In August 2012 Dr. Yuri Savenko, the head of Russia’s Independent Psychiatric Association, a Russian nongovernmental organization, told Kosenko’s lawyers that the Serbsky Institute’s evaluation was deeply flawed. Savenko, a prominent psychiatrist with 50 years of clinical practice, said that the Serbsky Institute experts overlooked 12 years of observations by Kosenko’s doctors, who clearly indicated in Kosenko’s medical history that he was not prone to aggression and had no violent episodes. He said the Serbsky Institute specialists also ignored the fact that Kosenko’s medications were very mild and that he had never required hospitalization.

Kosenko’s lawyers presented this evidence in court and petitioned the court to order the Serbsky Institute to carry out a new evaluation. The court dismissed the petition.

Dr. Savenko told Human Rights Watch that the Serbsky Institute’s assessment of Kosenko was “punitive” and specifically aimed at justifying forced treatment. “The case is emblematic of the use of psychiatry for political purposes,” Savenko said.

The United Nations special rapporteur on torture, Juan Mendez, specifically noted in his report to the UN Human Rights Council in February that “free and informed consent [for psychiatric treatment] should be safeguarded on an equal basis for all individuals without any exception.

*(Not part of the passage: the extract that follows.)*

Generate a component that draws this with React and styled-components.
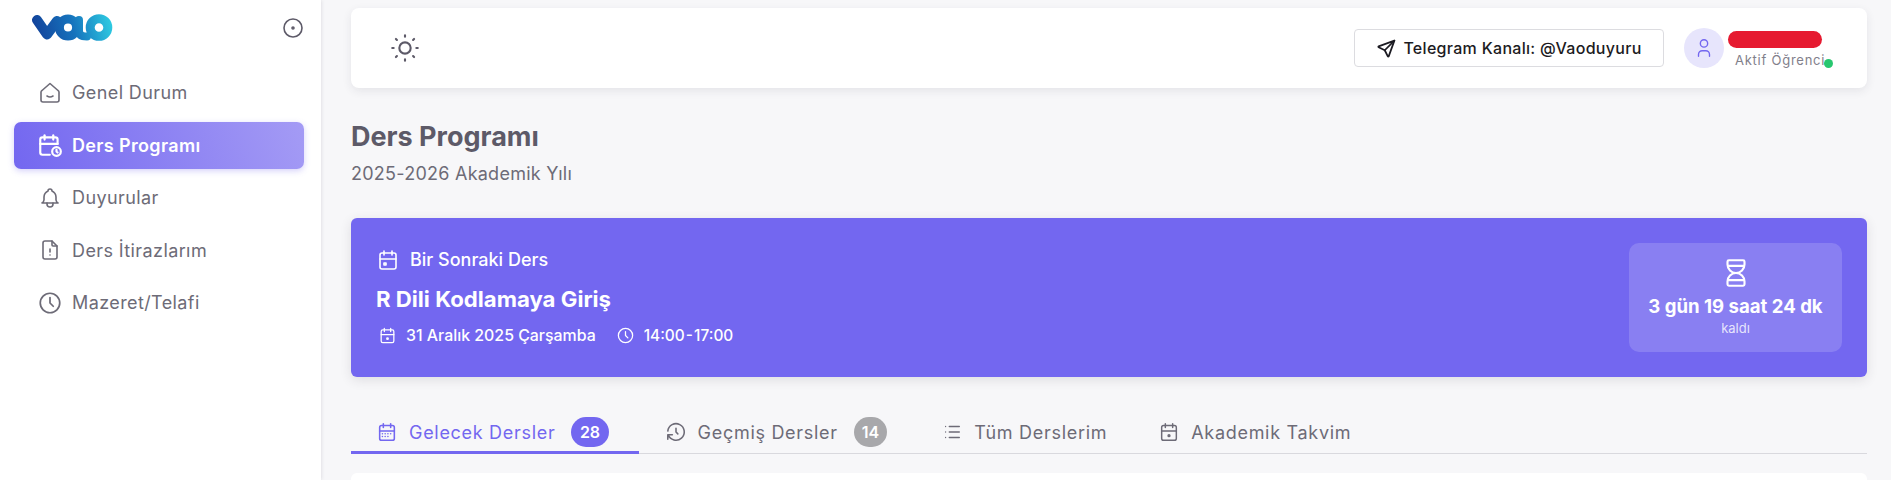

He also said that the “severity of the mental illness cannot justify detention nor can it be justified by a motivation to protect the safety of the person or of others” and that “deprivation of liberty that is based on the grounds of a disability and that inflicts severe pain or suffering falls under the scope of the Convention against Torture.”

“Kosenko has needlessly spent more than a year behind bars,” Lokshina said. “Committing him to forced psychiatric treatment would be a grave violation of his rights.”